The Central Bank's trade-weighted CPI-based real effective exchange rate index stood at 155.5 points at the end of February. This is the highest figure ever recorded. It indicates that the lira was stronger in real terms at the end of February even than it was in January 2001--on the eve of devaluation and financial crisis--or in September 2003 and March 2004, occasions when the currency was about to correct sharply.

ISE cools

The price movements on the Istanbul Stock Exchange (ISE) are highly volatile and are often closely linked to political developments and the returns on government securities, particularly Treasury bills. From December the main ISE National-100 share price index rose rapidly from December onwards, driven by rising capital inflows from abroad.

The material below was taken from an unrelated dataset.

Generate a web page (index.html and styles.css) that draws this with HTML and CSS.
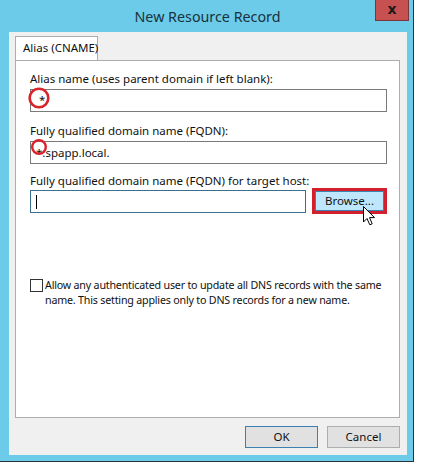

On December 17th, the day the European Council agreed a date for the start of accession negotiations with Turkey, the index broke through the 24,000-point mark, and on the last day of trading in 2004 it closed at 24,972. This late surge brought the increase in the index during the course of 2004 up to 34% in lira terms-or 38% in US dollar terms.

The index continued to rise steeply in the first two months of 2005, notwithstanding some volatility in February owing to uncertainty in government-IMF relations and problems in the ruling Justice and Development Party (AKP). On February 28th, the index closed at a record 28,396 points. Thus during the first two months of 2004 share prices gained a further 14% in lira terms and even more in terms of major currencies. The average daily volume of trading in this period was also very high at US$937m, compared to US$593m for the whole of 2004. Likewise, the market capitalisation of the Istanbul bourse climbed to US$114bn at the end of February 2005 compared with US$98bn at the end of 2004 and US$69bn at the end of 2003. Only during the historic rally of late 1999 and early 2000 have the volumes of trading and market capitalisation ever been higher. The share of foreign investors in the free float reportedly rose to a record level of around 60% in February.

However in the first half of March the index fell sharply, and by March 23rd it had declined to about 24,311 as the doubts about the IMF accord started to mount and the effects of higher US yields made themselves felt.